_WORK TO COMPLETE_:
Determine the number of lines containing the word "React", and state that figure alone.

_GIVEN INFORMATION_:
►
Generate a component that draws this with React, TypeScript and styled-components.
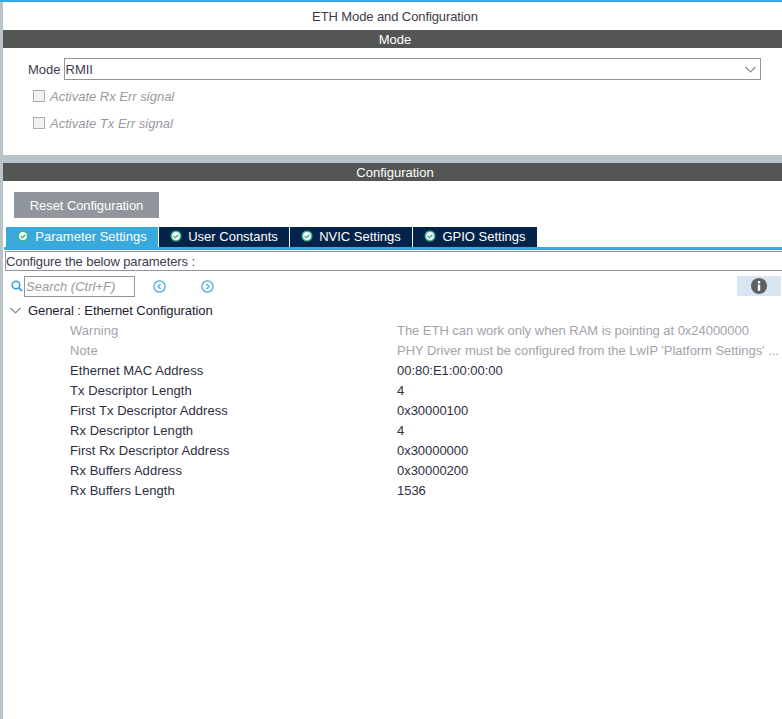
import React from "react";
import styled, { createGlobalStyle } from "styled-components";

const Global = createGlobalStyle`
  html, body { margin: 0; padding: 0; background: #fff; }
  body { font-family: "Liberation Sans", Arial, sans-serif; font-size: 13px; color: #2b2b3a; }
`;

const Page = styled.div`
  width: 782px;
  height: 719px;
  overflow: hidden;
  display: flex;
  flex-direction: column;
  border-top: 2px solid #39a9dc;
  box-sizing: border-box;
`;
const Body = styled.div`
  flex: 1;
  display: flex;
  flex-direction: column;
  border-left: 3px solid #b9c4ca;
  min-height: 0;
`;
const Title = styled.div`
  height: 28px;
  line-height: 29px;
  padding-left: 5px;
  text-align: center;
  letter-spacing: -0.1px;
  color: #3c3c46;
`;
const SectionBar = styled.div`
  height: 18px;
  line-height: 20px;
  padding-left: 5px;
  background: #545654;
  color: #fff;
  text-align: center;
`;
const ModeSection = styled.div`
  height: 107px;
  padding: 10px 21px 0 25px;
  box-sizing: border-box;
`;
const ModeRow = styled.div`
  display: flex;
  align-items: center;
  gap: 3px;
  height: 22px;
`;
const ModeLabel = styled.span`
  color: #3c3c50;
`;
const Select = styled.div`
  flex: 1;
  height: 22px;
  box-sizing: border-box;
  border: 1px solid #929699;
  display: flex;
  align-items: center;
  justify-content: space-between;
  padding: 0 4px 0 1px;
  color: #3c3c50;
`;
const CheckRow = styled.label`
  display: flex;
  align-items: center;
  gap: 5px;
  height: 27px;
  margin-left: 5px;
  font-style: italic;
  color: #9a9aa0;
`;
const CheckText = styled.span`
  line-height: 15px;
  padding-top: 2px;
`;
const CheckBox = styled.span`
  width: 10px;
  height: 10px;
  border: 1px solid #a8adb0;
  background: #eff1f3;
  display: block;
`;
const Checks = styled.div`
  padding: 2px 0 0 0;
`;
const Gutter = styled.div`
  height: 8px;
  background: #b9c4ca;
`;
const ConfigArea = styled.div`
  padding: 11px 0 0 0;
  flex: 1;
  min-height: 0;
  display: flex;
  flex-direction: column;
`;
const ResetButton = styled.button`
  width: 145px;
  height: 26px;
  margin-left: 11px;
  border: none;
  padding: 0;
  background: #90969c;
  color: #fff;
  font: 13px "Liberation Sans", Arial, sans-serif;
  letter-spacing: -0.08px;
`;
const Tabs = styled.div`
  display: flex;
  gap: 1px;
  margin: 9px 0 0 3px;
  height: 20px;
`;
const Tab = styled.div<{ $active?: boolean; $w: number }>`
  width: ${(p) => p.$w}px;
  height: 20px;
  padding-bottom: 2px;
  box-sizing: border-box;
  background: ${(p) => (p.$active ? "#39a9dc" : "#03234b")};
  color: #fff;
  display: flex;
  align-items: center;
  justify-content: center;
  gap: 6px;
`;
const TabRule = styled.div`
  height: 3px;
  margin-left: 1px;
  background: #39a9dc;
`;
const HintBar = styled.div`
  margin: 1px 0 0 2px;
  border-top: 1px solid #929699;
  border-bottom: 1px solid #929699;
  border-left: 1px solid #929699;
  height: 18px;
  line-height: 20px;
  letter-spacing: -0.1px;
  color: #3c3c50;
`;
const SearchRow = styled.div`
  display: flex;
  align-items: center;
  height: 22px;
  margin-top: 4px;
  padding-left: 8px;
  position: relative;
`;
const SearchBox = styled.div`
  width: 108px;
  margin-left: 1px;
  border: 1px solid #929699;
  height: 19px;
  line-height: 20px;
  padding-left: 1px;
  font-style: italic;
  color: #9a9aa0;
`;
const NavButton = styled.span<{ $gap: number }>`
  display: flex;
  margin-left: ${(p) => p.$gap}px;
`;
const InfoBadge = styled.div`
  position: absolute;
  right: 1px;
  top: 1px;
  width: 44px;
  height: 20px;
  background: #d8e6f3;
  display: flex;
  align-items: center;
  justify-content: center;
`;
const TreeHead = styled.div`
  display: flex;
  align-items: center;
  height: 20px;
  margin-top: 3px;
  padding-left: 7px;
  gap: 7px;
  letter-spacing: -0.08px;
  color: #1e1e32;
`;
const Rows = styled.div`
  display: flex;
  flex-direction: column;
`;
const Row = styled.div<{ $muted?: boolean }>`
  display: grid;
  grid-template-columns: 327px 1fr;
  padding-left: 67px;
  height: 20px;
  line-height: 22px;
  color: ${(p) => (p.$muted ? "#a3a3aa" : "#2e2e42")};
  white-space: nowrap;
  overflow: hidden;
`;
const RowLabel = styled.span`
  letter-spacing: 0.05px;
`;
const RowValue = styled.span`
  letter-spacing: -0.04px;
`;

const CheckIcon = () => (
  <svg width="12" height="12" viewBox="0 0 12 12">
    <circle cx="6" cy="6" r="5.5" fill="#3fb58a" />
    <circle cx="6" cy="6" r="3.9" fill="#fff" />
    <path d="M3.7 6l1.7 1.7 3-3" fill="none" stroke="#3fb58a" strokeWidth="1.4" />
  </svg>
);
const Chevron = ({ color = "#85888c" }: { color?: string }) => (
  <svg width="11" height="7" viewBox="0 0 11 7">
    <path d="M0.5 1l5 5 5-5" fill="none" stroke={color} strokeWidth="1.1" />
  </svg>
);
const Nav = ({ dir }: { dir: "l" | "r" }) => (
  <svg width="13" height="13" viewBox="0 0 13 13">
    <circle cx="6.5" cy="6.5" r="5.6" fill="none" stroke="#39a9dc" strokeWidth="1.2" />
    <path d={dir === "l" ? "M7.6 4L5 6.5 7.6 9" : "M5.4 4L8 6.5 5.4 9"} fill="none" stroke="#39a9dc" strokeWidth="1.1" />
  </svg>
);
const SearchIcon = () => (
  <svg width="12" height="12" viewBox="0 0 12 12">
    <circle cx="5" cy="5" r="3.8" fill="none" stroke="#2d9fd8" strokeWidth="1.5" />
    <path d="M7.8 7.8L11 11" stroke="#2d9fd8" strokeWidth="1.7" />
  </svg>
);
const InfoIcon = () => (
  <svg width="16" height="16" viewBox="0 0 16 16">
    <circle cx="8" cy="8" r="8" fill="#5e5f61" />
    <rect x="6.8" y="3" width="2.4" height="2.4" fill="#fff" />
    <rect x="6.8" y="6.6" width="2.4" height="6.2" fill="#fff" />
  </svg>
);

const tabs = [
  { label: "Parameter Settings", w: 152, active: true },
  { label: "User Constants", w: 130 },
  { label: "NVIC Settings", w: 122 },
  { label: "GPIO Settings", w: 124 },
];
const rows: [string, string, boolean?][] = [
  ["Warning", "The ETH can work only when RAM is pointing at 0x24000000", true],
  ["Note", "PHY Driver must be configured from the LwIP 'Platform Settings' ...", true],
  ["Ethernet MAC Address", "00:80:E1:00:00:00"],
  ["Tx Descriptor Length", "4"],
  ["First Tx Descriptor Address", "0x30000100"],
  ["Rx Descriptor Length", "4"],
  ["First Rx Descriptor Address", "0x30000000"],
  ["Rx Buffers Address", "0x30000200"],
  ["Rx Buffers Length", "1536"],
];

export default function App() {
  return (
    <Page>
      <Global />
      <Body>
        <Title>ETH Mode and Configuration</Title>
        <SectionBar>Mode</SectionBar>
        <ModeSection>
          <ModeRow>
            <ModeLabel>Mode</ModeLabel>
            <Select>
              RMII
              <Chevron />
            </Select>
          </ModeRow>
          <Checks>
            <CheckRow><CheckBox /><CheckText>Activate Rx Err signal</CheckText></CheckRow>
            <CheckRow><CheckBox /><CheckText>Activate Tx Err signal</CheckText></CheckRow>
          </Checks>
        </ModeSection>
        <Gutter />
        <SectionBar>Configuration</SectionBar>
        <ConfigArea>
          <ResetButton>Reset Configuration</ResetButton>
          <Tabs>
            {tabs.map((t) => (
              <Tab key={t.label} $active={t.active} $w={t.w}>
                <CheckIcon />
                {t.label}
              </Tab>
            ))}
          </Tabs>
          <TabRule />
          <HintBar>Configure the below parameters :</HintBar>
          <SearchRow>
            <SearchIcon />
            <SearchBox>Search (Ctrl+F)</SearchBox>
            <NavButton $gap={18}><Nav dir="l" /></NavButton>
            <NavButton $gap={35}><Nav dir="r" /></NavButton>
            <InfoBadge><InfoIcon /></InfoBadge>
          </SearchRow>
          <TreeHead>
            <Chevron />
            General : Ethernet Configuration
          </TreeHead>
          <Rows>
            {rows.map(([k, v, m]) => (
              <Row key={k} $muted={m}>
                <RowLabel>{k}</RowLabel>
                <RowValue>{v}</RowValue>
              </Row>
            ))}
          </Rows>
        </ConfigArea>
      </Body>
    </Page>
  );
}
◄
_SOLUTION BELOW_:
2